* Data segment:
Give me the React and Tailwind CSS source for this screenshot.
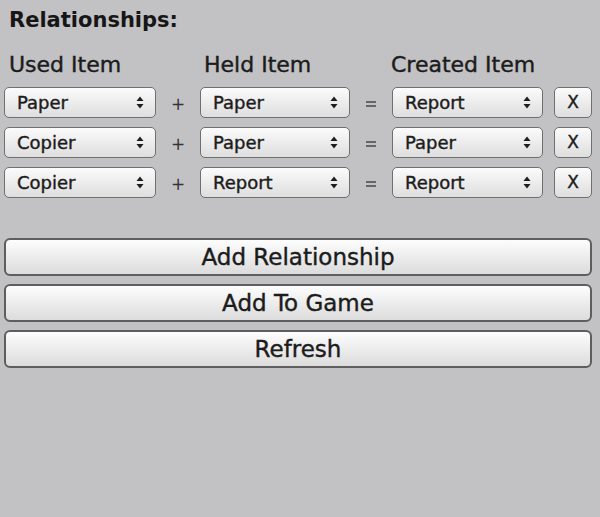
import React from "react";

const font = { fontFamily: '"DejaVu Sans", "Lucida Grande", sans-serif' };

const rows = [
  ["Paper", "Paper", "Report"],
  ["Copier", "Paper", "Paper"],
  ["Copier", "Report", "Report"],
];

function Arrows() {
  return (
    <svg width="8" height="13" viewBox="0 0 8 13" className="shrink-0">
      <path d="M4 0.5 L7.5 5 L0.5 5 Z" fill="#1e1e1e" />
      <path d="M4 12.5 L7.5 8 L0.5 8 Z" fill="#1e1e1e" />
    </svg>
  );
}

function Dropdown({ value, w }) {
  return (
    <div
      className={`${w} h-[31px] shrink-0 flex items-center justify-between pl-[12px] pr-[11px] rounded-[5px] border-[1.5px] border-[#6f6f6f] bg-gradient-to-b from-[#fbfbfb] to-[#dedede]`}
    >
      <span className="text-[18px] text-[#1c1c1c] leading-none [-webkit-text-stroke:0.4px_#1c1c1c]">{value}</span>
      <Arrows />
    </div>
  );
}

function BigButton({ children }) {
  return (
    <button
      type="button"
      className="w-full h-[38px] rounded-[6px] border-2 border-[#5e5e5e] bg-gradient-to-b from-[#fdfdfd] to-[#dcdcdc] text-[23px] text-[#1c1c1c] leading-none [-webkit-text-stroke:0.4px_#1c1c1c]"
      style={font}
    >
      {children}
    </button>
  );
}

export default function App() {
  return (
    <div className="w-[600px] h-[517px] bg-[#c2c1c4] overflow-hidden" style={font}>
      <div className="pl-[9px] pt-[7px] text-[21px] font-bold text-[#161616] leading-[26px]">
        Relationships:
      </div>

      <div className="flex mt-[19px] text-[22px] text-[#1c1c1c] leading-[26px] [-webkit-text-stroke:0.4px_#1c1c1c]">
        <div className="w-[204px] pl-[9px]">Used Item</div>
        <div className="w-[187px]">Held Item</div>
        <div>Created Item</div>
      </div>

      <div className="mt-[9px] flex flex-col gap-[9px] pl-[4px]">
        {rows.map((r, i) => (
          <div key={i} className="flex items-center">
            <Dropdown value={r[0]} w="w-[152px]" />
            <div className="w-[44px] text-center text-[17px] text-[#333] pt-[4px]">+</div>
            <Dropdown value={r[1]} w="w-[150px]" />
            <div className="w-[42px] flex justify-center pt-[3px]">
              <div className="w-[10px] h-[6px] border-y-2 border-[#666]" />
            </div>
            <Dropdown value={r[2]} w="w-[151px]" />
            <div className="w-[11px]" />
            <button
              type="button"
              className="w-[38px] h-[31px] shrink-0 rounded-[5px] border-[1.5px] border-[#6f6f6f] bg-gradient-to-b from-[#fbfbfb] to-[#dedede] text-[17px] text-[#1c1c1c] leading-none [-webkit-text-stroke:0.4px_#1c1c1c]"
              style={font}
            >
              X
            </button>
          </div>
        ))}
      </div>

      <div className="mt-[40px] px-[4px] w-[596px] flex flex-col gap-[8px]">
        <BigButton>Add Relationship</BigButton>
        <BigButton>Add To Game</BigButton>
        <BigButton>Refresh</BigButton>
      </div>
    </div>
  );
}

* Work to do:
All of the data above should be transcribed verbatim, with pictures omitted.

* Answer to this exercise:
Give me the React and Tailwind CSS source for this screenshot.
import React from "react";

const font = { fontFamily: '"DejaVu Sans", "Lucida Grande", sans-serif' };

const rows = [
  ["Paper", "Paper", "Report"],
  ["Copier", "Paper", "Paper"],
  ["Copier", "Report", "Report"],
];

function Arrows() {
  return (
    <svg width="8" height="13" viewBox="0 0 8 13" className="shrink-0">
      <path d="M4 0.5 L7.5 5 L0.5 5 Z" fill="#1e1e1e" />
      <path d="M4 12.5 L7.5 8 L0.5 8 Z" fill="#1e1e1e" />
    </svg>
  );
}

function Dropdown({ value, w }) {
  return (
    <div
      className={`${w} h-[31px] shrink-0 flex items-center justify-between pl-[12px] pr-[11px] rounded-[5px] border-[1.5px] border-[#6f6f6f] bg-gradient-to-b from-[#fbfbfb] to-[#dedede]`}
    >
      <span className="text-[18px] text-[#1c1c1c] leading-none [-webkit-text-stroke:0.4px_#1c1c1c]">{value}</span>
      <Arrows />
    </div>
  );
}

function BigButton({ children }) {
  return (
    <button
      type="button"
      className="w-full h-[38px] rounded-[6px] border-2 border-[#5e5e5e] bg-gradient-to-b from-[#fdfdfd] to-[#dcdcdc] text-[23px] text-[#1c1c1c] leading-none [-webkit-text-stroke:0.4px_#1c1c1c]"
      style={font}
    >
      {children}
    </button>
  );
}

export default function App() {
  return (
    <div className="w-[600px] h-[517px] bg-[#c2c1c4] overflow-hidden" style={font}>
      <div className="pl-[9px] pt-[7px] text-[21px] font-bold text-[#161616] leading-[26px]">
        Relationships:
      </div>

      <div className="flex mt-[19px] text-[22px] text-[#1c1c1c] leading-[26px] [-webkit-text-stroke:0.4px_#1c1c1c]">
        <div className="w-[204px] pl-[9px]">Used Item</div>
        <div className="w-[187px]">Held Item</div>
        <div>Created Item</div>
      </div>

      <div className="mt-[9px] flex flex-col gap-[9px] pl-[4px]">
        {rows.map((r, i) => (
          <div key={i} className="flex items-center">
            <Dropdown value={r[0]} w="w-[152px]" />
            <div className="w-[44px] text-center text-[17px] text-[#333] pt-[4px]">+</div>
            <Dropdown value={r[1]} w="w-[150px]" />
            <div className="w-[42px] flex justify-center pt-[3px]">
              <div className="w-[10px] h-[6px] border-y-2 border-[#666]" />
            </div>
            <Dropdown value={r[2]} w="w-[151px]" />
            <div className="w-[11px]" />
            <button
              type="button"
              className="w-[38px] h-[31px] shrink-0 rounded-[5px] border-[1.5px] border-[#6f6f6f] bg-gradient-to-b from-[#fbfbfb] to-[#dedede] text-[17px] text-[#1c1c1c] leading-none [-webkit-text-stroke:0.4px_#1c1c1c]"
              style={font}
            >
              X
            </button>
          </div>
        ))}
      </div>

      <div className="mt-[40px] px-[4px] w-[596px] flex flex-col gap-[8px]">
        <BigButton>Add Relationship</BigButton>
        <BigButton>Add To Game</BigButton>
        <BigButton>Refresh</BigButton>
      </div>
    </div>
  );
}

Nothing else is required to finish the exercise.